### Dataset extract
##############################

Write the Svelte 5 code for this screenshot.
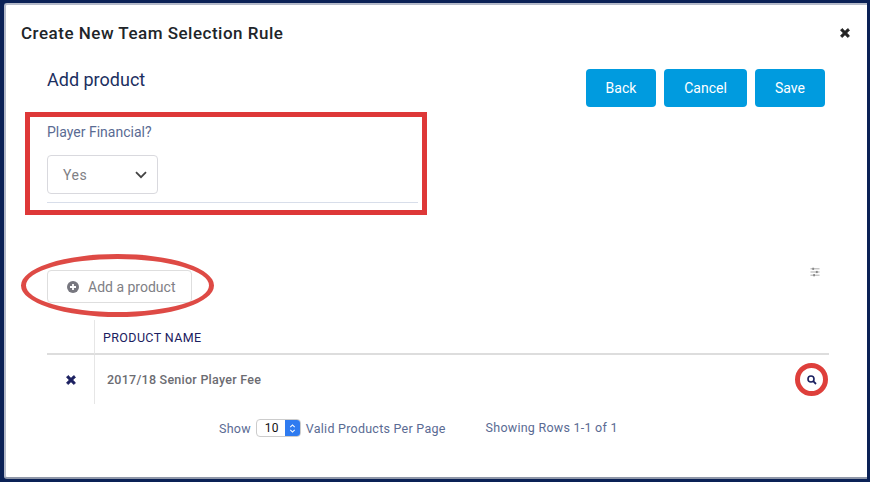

##############################

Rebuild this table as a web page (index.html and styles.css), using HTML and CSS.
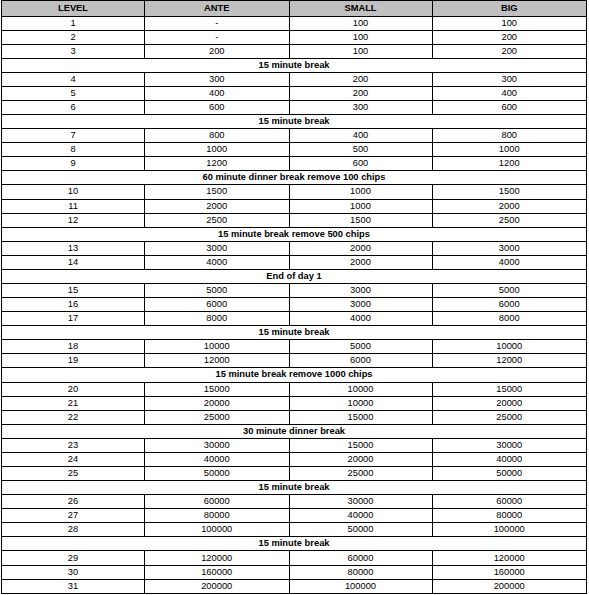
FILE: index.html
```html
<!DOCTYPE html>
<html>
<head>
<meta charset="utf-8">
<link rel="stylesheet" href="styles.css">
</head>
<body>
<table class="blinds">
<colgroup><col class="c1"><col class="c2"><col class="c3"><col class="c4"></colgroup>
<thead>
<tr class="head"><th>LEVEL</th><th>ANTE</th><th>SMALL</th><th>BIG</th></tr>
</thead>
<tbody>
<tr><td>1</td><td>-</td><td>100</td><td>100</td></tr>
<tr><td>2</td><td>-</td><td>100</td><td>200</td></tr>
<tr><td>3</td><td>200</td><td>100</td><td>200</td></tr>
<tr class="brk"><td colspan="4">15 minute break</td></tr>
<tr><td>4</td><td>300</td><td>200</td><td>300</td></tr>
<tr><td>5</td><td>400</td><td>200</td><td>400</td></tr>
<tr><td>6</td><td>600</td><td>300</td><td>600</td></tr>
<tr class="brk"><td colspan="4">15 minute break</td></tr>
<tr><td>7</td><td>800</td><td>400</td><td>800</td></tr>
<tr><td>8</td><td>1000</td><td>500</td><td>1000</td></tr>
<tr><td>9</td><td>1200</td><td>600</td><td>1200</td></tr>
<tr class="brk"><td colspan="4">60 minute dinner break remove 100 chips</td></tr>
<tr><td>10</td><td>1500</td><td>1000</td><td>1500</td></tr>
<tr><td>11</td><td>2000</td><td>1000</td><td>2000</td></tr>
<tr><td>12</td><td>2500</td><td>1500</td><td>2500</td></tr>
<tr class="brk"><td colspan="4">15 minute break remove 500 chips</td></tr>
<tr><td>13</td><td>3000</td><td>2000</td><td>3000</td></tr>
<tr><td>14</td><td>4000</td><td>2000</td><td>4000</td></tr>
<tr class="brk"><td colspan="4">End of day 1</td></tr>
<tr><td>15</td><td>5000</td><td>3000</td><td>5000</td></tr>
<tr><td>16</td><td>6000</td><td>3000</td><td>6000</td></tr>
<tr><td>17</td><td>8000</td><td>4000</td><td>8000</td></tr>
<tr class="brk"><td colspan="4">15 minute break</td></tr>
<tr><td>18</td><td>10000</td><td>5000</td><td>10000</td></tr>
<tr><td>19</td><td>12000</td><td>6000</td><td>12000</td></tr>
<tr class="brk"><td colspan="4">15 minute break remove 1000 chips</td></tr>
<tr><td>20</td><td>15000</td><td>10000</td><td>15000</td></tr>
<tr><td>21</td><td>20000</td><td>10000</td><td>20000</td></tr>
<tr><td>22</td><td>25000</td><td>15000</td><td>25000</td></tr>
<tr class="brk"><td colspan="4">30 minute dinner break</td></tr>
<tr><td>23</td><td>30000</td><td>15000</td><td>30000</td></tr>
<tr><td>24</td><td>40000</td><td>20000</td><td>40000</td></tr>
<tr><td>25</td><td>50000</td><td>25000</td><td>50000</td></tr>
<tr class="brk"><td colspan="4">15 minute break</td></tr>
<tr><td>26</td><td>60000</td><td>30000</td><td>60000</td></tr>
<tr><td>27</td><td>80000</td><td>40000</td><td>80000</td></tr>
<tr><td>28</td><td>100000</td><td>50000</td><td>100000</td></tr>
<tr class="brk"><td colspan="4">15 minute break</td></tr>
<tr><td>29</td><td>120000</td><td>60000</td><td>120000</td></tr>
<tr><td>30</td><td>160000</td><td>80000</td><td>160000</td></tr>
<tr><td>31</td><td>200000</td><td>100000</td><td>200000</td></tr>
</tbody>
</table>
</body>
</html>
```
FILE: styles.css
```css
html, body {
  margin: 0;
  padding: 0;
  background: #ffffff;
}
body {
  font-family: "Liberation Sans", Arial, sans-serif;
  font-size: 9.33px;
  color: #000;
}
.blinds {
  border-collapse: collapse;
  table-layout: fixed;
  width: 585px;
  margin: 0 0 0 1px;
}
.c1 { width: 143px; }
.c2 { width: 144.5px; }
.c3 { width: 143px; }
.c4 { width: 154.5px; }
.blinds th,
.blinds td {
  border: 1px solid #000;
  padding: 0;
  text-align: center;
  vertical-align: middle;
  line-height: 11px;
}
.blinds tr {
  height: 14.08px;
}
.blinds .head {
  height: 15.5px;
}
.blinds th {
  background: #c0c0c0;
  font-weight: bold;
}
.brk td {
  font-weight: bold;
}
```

##############################

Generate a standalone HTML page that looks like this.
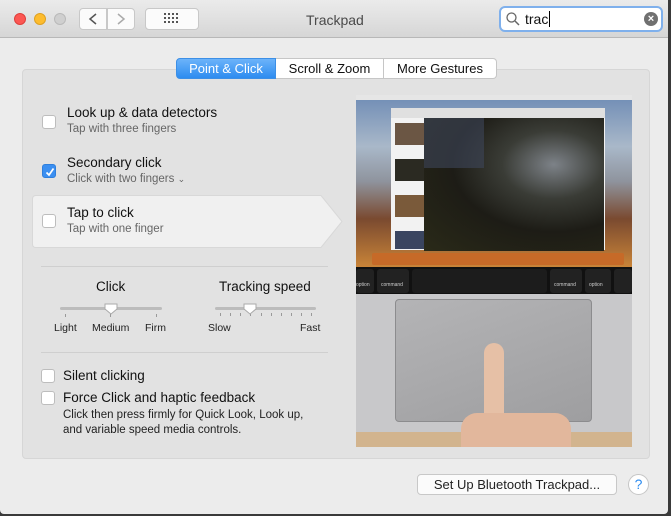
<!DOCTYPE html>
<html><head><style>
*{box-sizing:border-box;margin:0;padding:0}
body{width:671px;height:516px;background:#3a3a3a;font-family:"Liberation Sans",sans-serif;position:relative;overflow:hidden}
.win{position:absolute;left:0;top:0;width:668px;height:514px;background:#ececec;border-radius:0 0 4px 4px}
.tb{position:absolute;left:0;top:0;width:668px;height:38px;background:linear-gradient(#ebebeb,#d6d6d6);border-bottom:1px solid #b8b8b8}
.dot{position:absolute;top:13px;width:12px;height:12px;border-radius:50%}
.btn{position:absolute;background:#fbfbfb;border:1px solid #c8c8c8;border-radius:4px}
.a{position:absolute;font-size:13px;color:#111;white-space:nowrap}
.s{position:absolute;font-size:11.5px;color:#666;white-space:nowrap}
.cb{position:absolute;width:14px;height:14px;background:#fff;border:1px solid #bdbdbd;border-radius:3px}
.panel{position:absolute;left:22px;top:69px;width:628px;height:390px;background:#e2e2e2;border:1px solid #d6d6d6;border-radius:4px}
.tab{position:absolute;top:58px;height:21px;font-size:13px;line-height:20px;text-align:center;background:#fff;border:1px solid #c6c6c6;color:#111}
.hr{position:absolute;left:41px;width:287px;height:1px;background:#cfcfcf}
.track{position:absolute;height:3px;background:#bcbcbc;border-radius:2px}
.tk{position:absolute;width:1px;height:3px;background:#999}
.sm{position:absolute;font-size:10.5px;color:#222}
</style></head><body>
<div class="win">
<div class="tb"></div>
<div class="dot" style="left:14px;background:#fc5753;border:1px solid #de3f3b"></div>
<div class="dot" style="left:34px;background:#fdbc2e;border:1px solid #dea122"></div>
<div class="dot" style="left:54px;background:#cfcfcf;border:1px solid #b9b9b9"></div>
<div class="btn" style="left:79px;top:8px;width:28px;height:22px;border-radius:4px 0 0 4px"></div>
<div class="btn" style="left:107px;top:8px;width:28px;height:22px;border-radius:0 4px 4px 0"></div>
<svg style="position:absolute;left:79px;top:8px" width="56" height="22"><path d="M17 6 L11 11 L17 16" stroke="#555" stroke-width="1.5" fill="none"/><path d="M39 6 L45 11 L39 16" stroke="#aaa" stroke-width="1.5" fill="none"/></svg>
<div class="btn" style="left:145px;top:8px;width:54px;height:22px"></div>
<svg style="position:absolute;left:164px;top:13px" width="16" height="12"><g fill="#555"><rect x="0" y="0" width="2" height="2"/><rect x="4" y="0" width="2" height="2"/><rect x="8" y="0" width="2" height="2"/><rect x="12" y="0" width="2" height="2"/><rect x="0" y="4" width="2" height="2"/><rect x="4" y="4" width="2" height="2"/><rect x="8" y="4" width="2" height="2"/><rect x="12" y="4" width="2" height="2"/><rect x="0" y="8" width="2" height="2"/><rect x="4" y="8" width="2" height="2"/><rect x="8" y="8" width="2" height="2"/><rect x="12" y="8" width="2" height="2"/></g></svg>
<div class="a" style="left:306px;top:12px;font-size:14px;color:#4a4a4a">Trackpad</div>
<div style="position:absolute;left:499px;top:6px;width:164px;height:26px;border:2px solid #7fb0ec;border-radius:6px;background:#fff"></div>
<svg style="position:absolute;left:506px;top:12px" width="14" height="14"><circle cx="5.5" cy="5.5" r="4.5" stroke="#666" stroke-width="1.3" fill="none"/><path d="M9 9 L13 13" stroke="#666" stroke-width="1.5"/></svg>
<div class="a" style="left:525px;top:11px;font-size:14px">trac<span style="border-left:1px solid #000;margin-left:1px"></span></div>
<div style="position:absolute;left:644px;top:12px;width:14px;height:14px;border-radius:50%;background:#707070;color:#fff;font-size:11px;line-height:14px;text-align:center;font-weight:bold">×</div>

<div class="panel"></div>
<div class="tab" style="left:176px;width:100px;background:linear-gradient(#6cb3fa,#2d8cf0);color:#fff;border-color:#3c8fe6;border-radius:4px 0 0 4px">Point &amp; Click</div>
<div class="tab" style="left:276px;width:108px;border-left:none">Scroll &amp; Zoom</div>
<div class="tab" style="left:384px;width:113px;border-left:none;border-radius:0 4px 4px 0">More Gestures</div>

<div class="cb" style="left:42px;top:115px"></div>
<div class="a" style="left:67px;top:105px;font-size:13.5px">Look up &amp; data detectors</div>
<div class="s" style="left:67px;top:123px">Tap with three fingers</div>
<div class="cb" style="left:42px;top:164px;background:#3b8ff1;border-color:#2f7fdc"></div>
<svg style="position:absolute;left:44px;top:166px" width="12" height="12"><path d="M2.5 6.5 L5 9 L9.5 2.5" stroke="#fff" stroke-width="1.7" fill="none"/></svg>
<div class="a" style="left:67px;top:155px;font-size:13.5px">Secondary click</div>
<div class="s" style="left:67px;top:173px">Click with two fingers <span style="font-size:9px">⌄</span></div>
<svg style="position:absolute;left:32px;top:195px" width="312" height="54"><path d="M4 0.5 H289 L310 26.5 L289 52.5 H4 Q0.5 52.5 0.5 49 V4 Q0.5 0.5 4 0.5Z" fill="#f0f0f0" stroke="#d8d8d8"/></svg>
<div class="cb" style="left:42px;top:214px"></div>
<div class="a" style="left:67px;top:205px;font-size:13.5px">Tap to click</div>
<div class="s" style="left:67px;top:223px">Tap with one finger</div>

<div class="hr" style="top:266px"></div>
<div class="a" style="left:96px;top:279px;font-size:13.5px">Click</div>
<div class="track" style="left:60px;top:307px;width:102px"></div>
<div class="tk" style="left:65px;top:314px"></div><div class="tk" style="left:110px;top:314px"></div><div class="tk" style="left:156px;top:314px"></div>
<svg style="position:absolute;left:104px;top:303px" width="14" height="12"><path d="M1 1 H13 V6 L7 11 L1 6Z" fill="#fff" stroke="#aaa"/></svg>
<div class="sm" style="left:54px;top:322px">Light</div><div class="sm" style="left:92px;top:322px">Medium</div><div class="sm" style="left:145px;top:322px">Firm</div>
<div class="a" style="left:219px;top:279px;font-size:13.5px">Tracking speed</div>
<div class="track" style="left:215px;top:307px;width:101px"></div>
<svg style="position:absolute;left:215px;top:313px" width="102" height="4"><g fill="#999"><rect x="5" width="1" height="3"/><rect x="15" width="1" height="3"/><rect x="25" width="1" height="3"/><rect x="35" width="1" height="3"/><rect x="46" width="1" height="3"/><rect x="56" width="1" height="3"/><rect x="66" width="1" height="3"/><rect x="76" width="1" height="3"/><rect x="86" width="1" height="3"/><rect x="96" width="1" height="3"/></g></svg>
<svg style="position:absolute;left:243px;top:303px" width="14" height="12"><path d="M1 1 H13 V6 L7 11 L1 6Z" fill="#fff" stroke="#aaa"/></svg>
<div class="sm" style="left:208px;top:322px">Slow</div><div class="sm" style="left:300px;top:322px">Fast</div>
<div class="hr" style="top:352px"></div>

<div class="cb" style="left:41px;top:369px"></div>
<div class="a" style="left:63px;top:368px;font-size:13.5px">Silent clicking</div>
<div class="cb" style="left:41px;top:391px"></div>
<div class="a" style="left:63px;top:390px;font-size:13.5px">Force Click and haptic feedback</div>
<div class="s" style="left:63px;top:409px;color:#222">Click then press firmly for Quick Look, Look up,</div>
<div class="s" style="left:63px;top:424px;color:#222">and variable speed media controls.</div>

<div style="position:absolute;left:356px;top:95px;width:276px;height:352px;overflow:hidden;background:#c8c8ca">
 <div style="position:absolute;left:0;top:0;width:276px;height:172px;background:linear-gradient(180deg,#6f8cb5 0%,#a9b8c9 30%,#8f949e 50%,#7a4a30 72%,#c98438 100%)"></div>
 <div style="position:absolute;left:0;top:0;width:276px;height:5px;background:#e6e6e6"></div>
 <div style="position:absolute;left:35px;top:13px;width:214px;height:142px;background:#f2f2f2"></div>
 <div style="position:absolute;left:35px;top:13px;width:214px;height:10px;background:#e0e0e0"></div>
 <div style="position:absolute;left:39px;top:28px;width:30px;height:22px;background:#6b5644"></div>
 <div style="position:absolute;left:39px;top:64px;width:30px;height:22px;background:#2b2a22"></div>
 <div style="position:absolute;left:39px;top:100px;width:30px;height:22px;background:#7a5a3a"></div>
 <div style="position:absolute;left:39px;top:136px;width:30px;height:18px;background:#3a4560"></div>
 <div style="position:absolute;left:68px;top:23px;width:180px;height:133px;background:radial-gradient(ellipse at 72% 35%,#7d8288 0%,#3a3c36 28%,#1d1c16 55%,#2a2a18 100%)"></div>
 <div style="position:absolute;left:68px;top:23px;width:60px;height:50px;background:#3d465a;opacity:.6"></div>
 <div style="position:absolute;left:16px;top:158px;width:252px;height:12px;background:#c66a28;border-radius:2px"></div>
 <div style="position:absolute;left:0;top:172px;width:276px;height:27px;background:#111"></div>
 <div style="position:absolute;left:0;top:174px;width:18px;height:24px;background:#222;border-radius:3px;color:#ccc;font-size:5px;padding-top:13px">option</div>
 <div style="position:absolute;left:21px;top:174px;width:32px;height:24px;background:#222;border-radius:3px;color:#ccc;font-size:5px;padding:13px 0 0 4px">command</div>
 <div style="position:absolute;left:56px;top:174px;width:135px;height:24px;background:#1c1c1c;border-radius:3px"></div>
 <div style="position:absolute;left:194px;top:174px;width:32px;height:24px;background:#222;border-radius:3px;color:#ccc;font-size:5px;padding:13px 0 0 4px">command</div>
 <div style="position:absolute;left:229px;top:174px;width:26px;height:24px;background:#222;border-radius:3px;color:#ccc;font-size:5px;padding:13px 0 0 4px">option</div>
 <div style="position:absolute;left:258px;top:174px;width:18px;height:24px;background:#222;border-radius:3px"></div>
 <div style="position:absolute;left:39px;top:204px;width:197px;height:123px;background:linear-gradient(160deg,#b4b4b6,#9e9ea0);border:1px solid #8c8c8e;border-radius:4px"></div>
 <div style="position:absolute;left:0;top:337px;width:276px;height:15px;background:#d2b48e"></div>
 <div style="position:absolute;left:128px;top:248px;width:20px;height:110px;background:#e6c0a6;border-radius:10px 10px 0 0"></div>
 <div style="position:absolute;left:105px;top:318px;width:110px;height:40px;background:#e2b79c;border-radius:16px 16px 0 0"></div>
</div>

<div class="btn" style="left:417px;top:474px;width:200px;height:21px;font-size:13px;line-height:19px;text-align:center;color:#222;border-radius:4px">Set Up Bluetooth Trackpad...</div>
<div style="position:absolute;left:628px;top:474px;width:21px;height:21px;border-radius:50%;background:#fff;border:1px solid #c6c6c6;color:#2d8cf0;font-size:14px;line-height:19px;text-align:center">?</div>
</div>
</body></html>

##############################

### What you should do
Search the preceding listing for "styles" and extract every line where it is found.

### Final result
Rebuild this table as a web page (index.html and styles.css), using HTML and CSS.
<link rel="stylesheet" href="styles.css">
FILE: styles.css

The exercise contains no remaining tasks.